Cicero believes that all human beings share in the faculty of reason, and therefore are equal in their capacity to grasp what is just and lawful. But it is obvious that all people are not equally rational, and therefore virtuous and law-abiding. Whatever equality human beings enjoy by birth is in effect eradicated by differences of circumstance, so that wisdom is ultimately achieved by a very few persons, and the multitude remain in a state of ignorance. The distinction between the wise and the foolish has important implications for the foundations of the republic. Since civil law, properly speaking, has a rational origin in "what is true and just," according to Cicero, only those statutes that are framed and approved by the wise should be counted as valid. Valid legislation, therefore, must be referred to reason in accordance with nature and justice. No enactment of the multitude, regardless of how overwhelming the popular support, deserves to be accorded respect and obedience unless it is consonant with natural law. And only the wise are qualified to make this determination.

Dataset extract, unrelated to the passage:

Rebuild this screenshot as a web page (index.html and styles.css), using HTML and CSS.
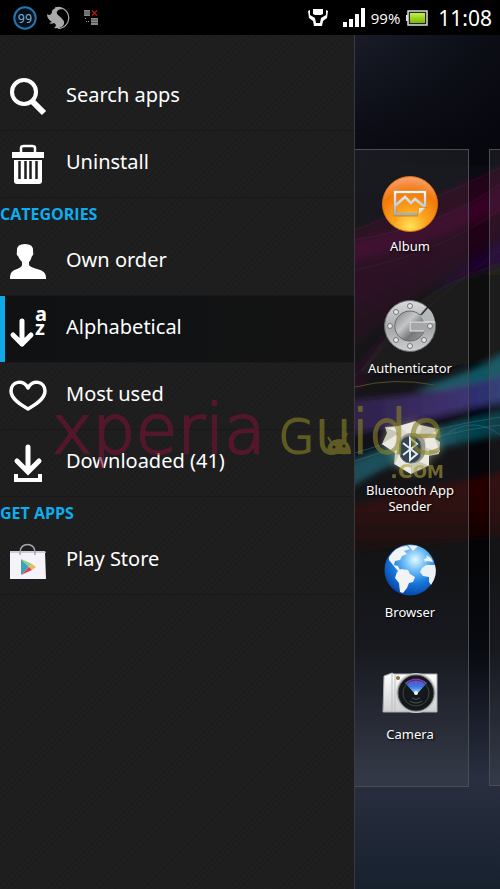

Cicero therefore turns to the optimates (best men), in whose hands the security of government must reside. The well-ordered republic of Cicero's De re publica—the constitution most in conformity with nature—is the creation of individuals who apply wisdom to the art of politics. In turn, the ideal constitution is balanced and harmonious when the optimates (embodied by the senate of the republic) enjoy the influence appropriate to their superior learning. De re publica commends that stage in the growth of the republican system when "supreme authority was in the senate with the sufferance and obedience of the people"; and Cicero bemoans the popular grasping after power (in the name of liberty) that leads to the decline in the concord afforded by the republic.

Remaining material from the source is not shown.